In 2006, Walmart launched a website through which producers and vendors are able to access the company’s inventory data. In doing this the suppliers were able to know what was available and at what price as well as who supplied. McNurlin, Sprague and Bui (2009) observe that the website, web2.0, exposed the firm’s information systems, some of which were sensitive. The security system of the company was upgraded to protect it from hacking and other malpractices that could lead to data loss. In achieving this, the company automated its performance metrics used to capture and record processes on its website. The company also purchased programs aimed at monitoring the information accessed by vendors and controls the processes they have on the website.

Outsourcing has led the company to invest heavily in its information technology department. The department is useful in tracking improper conduct that might lead to loss of information or improper use of information. The company has also revised its policies to help it protect uncalled-for expenses due to negligence. To improve its risks management, the firm has policies that ensure partners disclose as much information as possible and pay huge transactions fees besides signing terms and conditions forms.. An example of such is the Risk Analysis Track introduced to track processes in market trends, foreign exchange and information procedures.

In 2005, the company improved its instruments for hedging and non-trading processes in the management of exposure to interest and foreign exchange. These instruments help in protecting market and credit risks. Simulation is used to model and value the growth of companies, which helps in sampling multimodal functions and applications to the market. In so doing, the capital invested in outsourcing undergoes optimization and the risks from losing it or from catastrophic incidences are eliminated as observed by Bouwman (2005).

Impact of outsourcing on business continuity

Outsourcing has had different impacts on different stakeholders in operations for Walmart. The company must ensure the presence of business continuity plans to ensure continuity in its operations. To the companies based in the United States, business has not been as usual. Outsourcing aims at lowering costs and most Asian companies offer the same or better services as those offered in the U.S at half the price. Most companies have lost their position in products and service providers to their Asian counterparts. Despite the presence of a program to support goods manufactured in the U.S, Walmart has gone ahead to purchase goods worth $ 20 billion from its 6000 supplies in China. This has caused some companies based in the United States to transfer their operations to China where production costs the company $ 0.25 an hour per employee compared to $13 in the U.S. (Eltschinger 2007).

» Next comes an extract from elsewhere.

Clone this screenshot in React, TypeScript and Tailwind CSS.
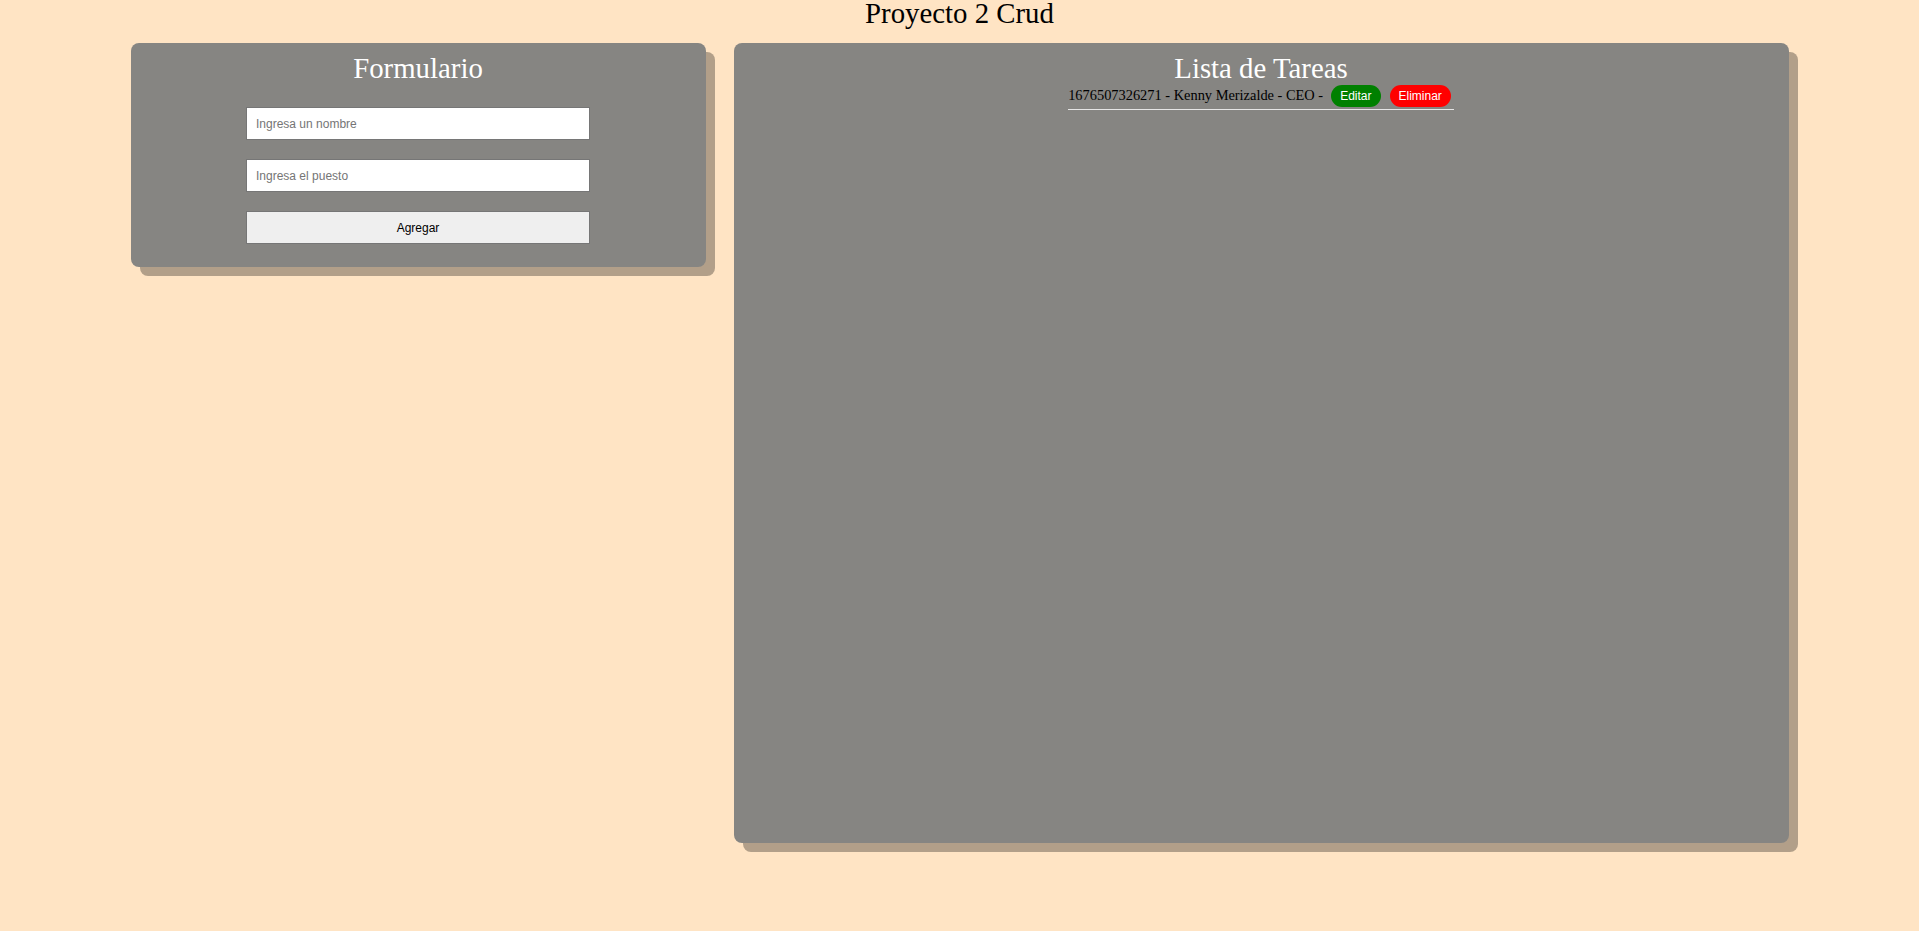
import React from "react";

export default function App() {
  return (
    <div className="min-h-[931px] w-full bg-[#ffe4c4] font-['Liberation_Serif',serif]">
      <h1 className="text-center text-[28.8px] leading-[26px] font-normal text-black">Proyecto 2 Crud</h1>
      <div className="flex justify-center gap-[28px] pt-[17px]">
        <div className="w-[575px] h-[224px] rounded-[8px] bg-[#868582] shadow-[9px_9px_0_rgba(0,0,0,0.3)] pt-[9px] flex flex-col items-center">
          <h2 className="text-[28.8px] leading-[32px] font-normal text-white mb-[23px]">Formulario</h2>
          <div className="flex flex-col gap-[19px] font-['Liberation_Sans',Arial,sans-serif]">
            <input
              type="text"
              placeholder="Ingresa un nombre"
              className="w-[344px] h-[33px] bg-white border border-[#767676] px-[9px] text-[12px] text-black placeholder:text-[#757575] outline-none"
            />
            <input
              type="text"
              placeholder="Ingresa el puesto"
              className="w-[344px] h-[33px] bg-white border border-[#767676] px-[9px] text-[12px] text-black placeholder:text-[#757575] outline-none"
            />
            <button className="w-[344px] h-[33px] bg-[#efefef] border border-[#767676] text-[12px] text-black">
              Agregar
            </button>
          </div>
        </div>
        <div className="w-[1055px] h-[800px] rounded-[8px] bg-[#868582] shadow-[9px_9px_0_rgba(0,0,0,0.3)] pt-[9px] flex flex-col items-center">
          <h2 className="text-[28.8px] leading-[32px] font-normal text-white">Lista de Tareas</h2>
          <ul className="mt-[1px]">
            <li className="flex items-center gap-[8px] border-b border-[#e6e6e6] pb-[2px] pr-[3px] text-[14.4px] text-black">
              <span>1676507326271 - Kenny Merizalde - CEO -</span>
              <span className="flex items-center gap-[9px] font-['Liberation_Sans',Arial,sans-serif]">
                <button className="h-[22px] px-[9px] rounded-full bg-[#008000] text-white text-[12px] leading-none">
                  Editar
                </button>
                <button className="h-[22px] px-[9px] rounded-full bg-[#ff0000] text-white text-[12px] leading-none">
                  Eliminar
                </button>
              </span>
            </li>
          </ul>
        </div>
      </div>
    </div>
  );
}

Most companies in Asia incur low expenses in production, which make most Asian tigers reap from exports. In producing at lower costs and selling goods at cheaper prices, the companies have enabled Walmart to access products at cheaper prices thereby selling goods at low prices. This is the major competitive advantage Walmart has over competitors and has expanded its business operation not only in America but also around the Globe.

Relations with outsourcing companies

A SWOT analysis on good relationship outsourcing and comprehensive contracts indicates that good relation outsourcing has more strengths. A comprehensive contract has benefits in that both the vendor and the outsourcing firm are bound strictly by contract terms. The vendor has no other business rather fulfilling the terms. The weakness in this is that the vendor is not accountable for services beyond the ones on the terms and customer relations are not a priority. Even though gives the vendor future opportunities to serve the vendor, it threatens the number of customers if the vendor’s culture is not in line with the firm’s.

Relation based outsourcing is beneficial for both the client and the vendor. While the vendor is certain of futures contracts based on performance, the client (outsourcing company) is sure not to lose its customers base to rival companies. This is because the vendor will present the companies needs under all costs thereby acting as the company’s representative. The only threats to the firm are the costs, which are higher when compared to comprehensive contracts (Ghimire 2006).

Observations from Wal-mart’s success story, good relationships with outsourcing providers are fundamental to achieving organizational objectives and goals. Walmart treats its vendors and suppliers with utmost respect so that they reciprocate the same in situations where they present the firm. This has enabled the firm to have few legal battles with suppliers and ensure overall support by a majority of locals where it operates.

IBM and Wipro have had a long-term relationship with Walmart mostly because of the relation they have had. IBM, for instance, signed a contract in 1975 to supply IBM 370/135 computers Thirty years later, IBM still has contracts with Walmart, a recent one in 2006, that upgraded the firm’s IT system. IBM has benefited extensively from contracts with Walmart not because the contracts have the best of terms but because in maintaining the firm’s culture of cheaper services, IBM has produced the best systems at affordable prices. In return, Walmart has always rewarded IBM with contracts as observed by Cleland and Gareis (2006).

Outsourcing based on comprehensive contracts alone is not beneficial for the firm in the long run. Comprehensive contracts require the vendors to provide goods and services strictly based on the terms of the contract. The vendor company is not liable for activities out of the contract outline. Unlike in relation-based outsourcing, the vendor company relies on limits of benefits from the cooperation besides the contract as observed by Gottschalk and Solli-Saether (2006). The vendor company does not commit itself beyond the contract terms. It does not prioritize the client’s reputation or image neither. This is most cases result in improper service delivery, which has no emphasis on the client’s culture.

In terms of costs, relation-based outsourcing is cheap expensive for the contracting company. While comprehensive contract outsourcing is between vendors with the cheapest terms, relation-based contracts are expensive. Outsourcing with Hp and IBM cost Walmart $ 590 Million for IT services in 2005 while the same services would be accessed at the cost of $ 389 million in India (Malaga 2005). Though expensive, services from relation-based outsourcing can be relied on in the future for products made by IBM are HP to be used by Walmart are customized and easy to back source in future.


Walmart has portrayed some of the best outsourcing strategies in recent years. Expanding its outsourcing partners to India to include IT outsourcing will enable the company to expand its operations while at the same maintaining low costs. This has its extra costs which compared to the benefits will be worth the consideration. The company, however, can reduce these costs by reducing the number of outsourcing companies to about two in number.